Monster in my Pocket

Monster in my Pocket

Long before Pokemon a different monster collecting craze swept the world:  Monster in my Pocket.  Oh you’ve never heard of them?  Truth be told neither had I at the time.  Not to make it sound as though I was in tune with all the hot trends of the early 90s but Monster in my Pocket had no recognition among my circle of friends, like pogs.   But for its time it was huge, spanning most media, including video games.  Capcom and Konami had a proven track record with licensed properties at this time and Monster in my Pocket represents Konami at the top of their game.

The Monster in my Pocket videogame released in 1991 followed the plot of the comic book miniseries, in which Warlock, the big bad of the MIMP universe sends a cadre of his henchman to the Miles home to destroy the good monsters, led by Vampire and (Frankenstein’s) Monster.  The journey will span a range of environments from the Miles home to a construction site before the final confrontation with Warlock.

The Monster in my Pocket franchise held many similarities to Pokemon, so many in fact that they unsuccessfully tried to sue Nintendo.  But you can’t really blame them.  The over 200 monsters were broken up into categories like Dinosaurs, Space Aliens, etc.  They were released in 11 series and graded on a scale of 1-30 in terms of rarity and value.  Remember the fist fights that occurred over Pokemon cards and such, many I personally witnessed between grown adults?  This was the precursor to that.  Although Pokemon has definitely stolen its thunder in some ways it left the door open for MIMP to come back as the property has seen another revival as late as 2006.

While the monsters spanned the typical genre conventions such as Werewolves, Vampires, skeletons and such they were not afraid to draw from mythology as well, with the likes of Baba Yaga, Kali, Hanuman (look it up) represented.  What this means is that the game had a gigantic well to draw from, which it does and makes full use of its license to create one of the better licensed video games for the NES, no small feat considering the competition.

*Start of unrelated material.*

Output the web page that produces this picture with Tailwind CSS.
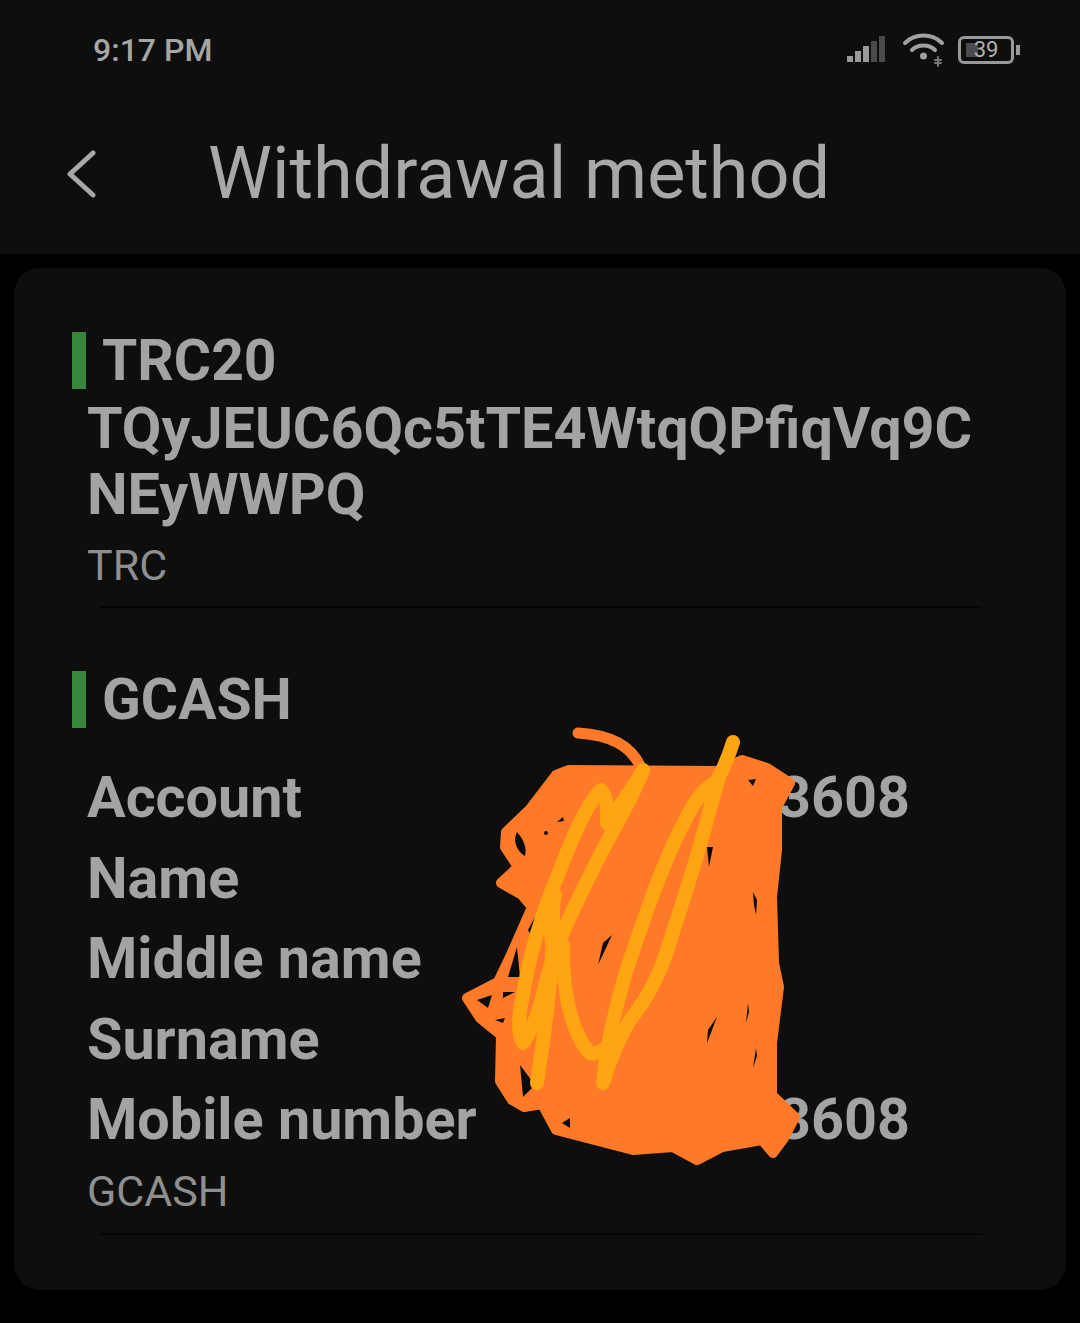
<!DOCTYPE html>
<html lang="en">
<head>
    <meta charset="UTF-8">
    <meta name="viewport" content="width=device-width, initial-scale=1.0">
    <title>Withdrawal method</title>
    <script src="https://cdn.jsdelivr.net/npm/@tailwindcss/browser@4"></script>
</head>
<body class="bg-black font-['Roboto',sans-serif]">
<div class="relative w-[1080px] h-[1323px] overflow-hidden bg-black">

    <!-- Header -->
    <header class="h-[254px] bg-[#0e0e0e]">
        <div class="flex items-center justify-between h-[100px] pl-[93px] pr-[60px]">
            <span class="text-[32px] font-medium text-[#a6a6a6]">9:17 PM</span>
            <div class="flex items-center gap-[14px]">
                <svg class="w-[42px] h-[30px]" viewBox="0 0 42 30">
                    <rect x="1" y="21" width="6" height="6" fill="#999"/>
                    <rect x="9" y="16" width="6" height="11" fill="#999"/>
                    <rect x="17" y="11" width="6" height="16" fill="#999"/>
                    <rect x="25" y="6" width="6" height="21" fill="#4a4a4a"/>
                    <rect x="33" y="1" width="6" height="26" fill="#4a4a4a"/>
                </svg>
                <svg class="w-[44px] h-[36px]" viewBox="0 0 44 36" fill="none" stroke="#a0a0a0" stroke-width="4" stroke-linecap="round">
                    <path d="M3 11C13 1 30 1 40 11"/>
                    <path d="M10 18C16 12 27 12 33 18"/>
                    <circle cx="21.500" cy="24" r="3.500" fill="#a0a0a0" stroke="none"/>
                    <path d="M36 25v9M33 28h6M33 31h6" stroke-width="2" stroke="#777"/>
                </svg>
                <div class="flex items-center gap-[2px] -ml-[2px]">
                    <div class="relative flex items-center justify-center w-[56px] h-[28px] rounded-[6px] border-[3px] border-[#999]">
                        <div class="absolute left-[5px] inset-y-[4px] w-[12px] bg-[#4a4a4a]"></div>
                        <span class="relative text-[22px] leading-none text-[#b0b0b0]">39</span>
                    </div>
                    <div class="w-[4px] h-[10px] bg-[#999]"></div>
                </div>
            </div>
        </div>
        <div class="flex items-center h-[84px] mt-[32px]">
            <svg class="w-[30px] h-[48px] ml-[66px]" viewBox="0 0 30 48" fill="none" stroke="#a8a8a8" stroke-width="5" stroke-linecap="round" stroke-linejoin="round">
                <path d="M27 3L4 24L27 45"/>
            </svg>
            <h1 class="ml-[112px] text-[72px] leading-none text-[#a8a8a8]">Withdrawal method</h1>
        </div>
    </header>

    <!-- Card -->
    <main class="mt-[14px] mx-[14px] h-[1022px] rounded-[26px] bg-[#0e0e0e] pl-[58px] pr-[84px] pt-[64px]">
        <section>
            <div class="flex items-center h-[57px]">
                <span class="w-[14px] h-[57px] bg-[#38853c]"></span>
                <h2 class="ml-[16px] text-[57px] leading-none font-bold text-[#a3a3a3]">TRC20</h2>
            </div>
            <p class="pl-[15px] mt-[7px] text-[57.500px] leading-[66px] font-bold text-[#a3a3a3] whitespace-nowrap">TQyJEUC6Qc5tTE4WtqQPfiqVq9C<br>NEyWWPQ</p>
            <p class="pl-[15px] mt-[12px] text-[43px] leading-[50px] text-[#8f8f8f]">TRC</p>
            <div class="ml-[28px] mt-[16px] h-[2px] bg-[#050505]"></div>
        </section>

        <section class="mt-[63px]">
            <div class="flex items-center h-[57px]">
                <span class="w-[14px] h-[57px] bg-[#38853c]"></span>
                <h2 class="ml-[16px] text-[57px] leading-none font-bold text-[#a3a3a3]">GCASH</h2>
            </div>
            <div class="mt-[30px] pl-[15px] pr-[72px] text-[57.500px] leading-[80.500px] font-bold text-[#a3a3a3]">
                <div class="flex justify-between"><span>Account</span><span>3608</span></div>
                <div>Name</div>
                <div>Middle name</div>
                <div>Surname</div>
                <div class="flex justify-between"><span>Mobile number</span><span>3608</span></div>
            </div>
            <p class="pl-[15px] mt-[5px] text-[43px] leading-[50px] text-[#8f8f8f]">GCASH</p>
            <div class="ml-[28px] mt-[17px] h-[2px] bg-[#050505]"></div>
        </section>
    </main>

    <!-- Scribble over the account details -->
    <svg class="absolute left-[440px] top-[710px] w-[500px] h-[470px]" viewBox="440 710 500 470" fill="none" stroke-linecap="round" stroke-linejoin="round">
        <path fill="#ff7a28" stroke="#ff7a28" stroke-width="10" d="M556 775L530 809L506 832L505 847L518 867L501 883L522 895L532 907L510 957L498 982L467 998L480 1018L501 1035L500 1081L512 1100L524 1107L542 1104L556 1130L633 1150L673 1147L697 1160L722 1147L762 1140L773 1153L784 1138L795 1117L772 1095L772 1043L779 987L774 963L772 897L777 850L777 807L790 783L767 768L742 760L717 771L569 770Z"/>
        <path stroke="#ff7a28" stroke-width="11" d="M578 733C610 735 632 745 642 770"/>
        <g fill="#0b0b0b">
            <path d="M517 832C524 840 527 848 525 856C518 852 512 842 517 832Z"/>
            <path d="M508 977L520 977L517 947Z"/>
            <path d="M532 937L535 917L528 930Z"/>
            <path d="M477 1000L492 995L488 1008Z"/>
            <path d="M503 992L515 992L503 998Z"/>
            <path d="M495 1020L505 1018L503 1023Z"/>
            <path d="M520 1065L535 1085L523 1097Z"/>
            <path d="M562 1123L570 1118L570 1128Z"/>
            <path d="M612 935L598 965L603 943Z"/>
            <path d="M707 847L713 847L709 867Z"/>
            <path d="M753 892L757 900L756 915L754 905Z"/>
            <path d="M717 1017L707 1043L708 1030Z"/>
            <path d="M748 1003L749 1012L746 1023Z"/>
            <path d="M756 1048L757 1056L753 1068Z"/>
            <path d="M748 780L756 779L753 786Z"/>
            <path d="M557 822L563 817L564 821Z"/>
            <circle cx="546" cy="833" r="2"/>
        </g>
        <g stroke="#ffa412" stroke-width="14">
            <path d="M733 742C726 765 720 775 716 782C700 790 690 810 680 830C660 870 640 930 625 975C615 1010 606 1050 603 1083C610 1060 618 1040 630 1020C650 995 662 970 672 935C685 895 698 855 707 820C712 800 716 790 718 780"/>
            <path d="M643 770C632 790 620 805 607 823C608 805 606 795 601 790C590 800 575 830 560 870C545 905 530 950 522 1000C518 1020 518 1035 523 1043C532 1030 540 1010 545 985C555 945 575 905 595 865C615 825 632 800 643 770"/>
            <path d="M553 907C555 960 545 1030 537 1083"/>
            <path d="M563 945C562 990 572 1035 590 1053C596 1055 600 1052 603 1050"/>
            <path d="M555 895C548 925 550 950 560 965"/>
        </g>
    </svg>
</div>
</body>
</html>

The choice between the Vampire and the Monster is purely cosmetic.  I guess it makes two-player coop a lot simpler as they don’t have to balance the game around two different skill sets.  They both share the same powers, which consist of a double jump and a forward energy attack.  The energy attack flows in an arc and lingers in the air for a brief second, useful for taking out multiple enemies in a row or any flying bad ass that tries to swoop in for the attack.  Occasionally there are objects scattered around that you can pick up and throw; usually keys.  The cool thing is you can carry them into the boss fights, which makes some of these battles trivial.

Not that it’s even necessary.  MIMP is like Castlevania if Simon Belmont weren’t a gimp.   Thanks to the pitch perfect controls as well as the double jump the game is simply enjoyable from start to finish.  It’s perfectly balanced and features a linear difficulty curve but never descends to the cheap bullshit of the Castlevania games.  Health power-ups are spaced after every clump of enemies and in most cases you’ll need them.  That kind of tuning comes from years of experience; I guess the fan outrage over some of Castlevania’s more frustrating elements didn’t fall on deaf ears.

Thanks to the toy line the game has a large well of enemies to draw from, with new ones debuting on every stage.  The enemy variety and there ever changing attack patterns keep the game fresh at every level.  Speaking of stages, the level design is superb and makes excellent use of its premise of shrunken monsters in a world full of giants (from their perspective at least).  The environmental hazards such as flaming stove tops, bouncing balls of yarn and even sewage drains make clever use of everyday objects for gameplay purposes and only escalate as the game progresses.

Graphically Monster in my Pocket is a more mature version of Rescue Rangers, a game with a similar premise.  The character sprites are large and detailed and the enemies span the whole monster gamut, all in part because of the toy line.  The bosses feature some of the more popular toys, such as Spring Heeled Jack, Bigfoot, and even Satan (!).  The music is quite catchy and while it isn’t as memorable as that other Konami series it holds up well.

I love to be surprised by little known gems such as this.  Monster in my Pocket is definitely a hidden gem among the NES library of classics and is deserving of any platform fans attention.  The only things holding it back from classic status are its length and slight ease but considering it’ll probably set you back a few bucks at most there’s no reason not to dive in.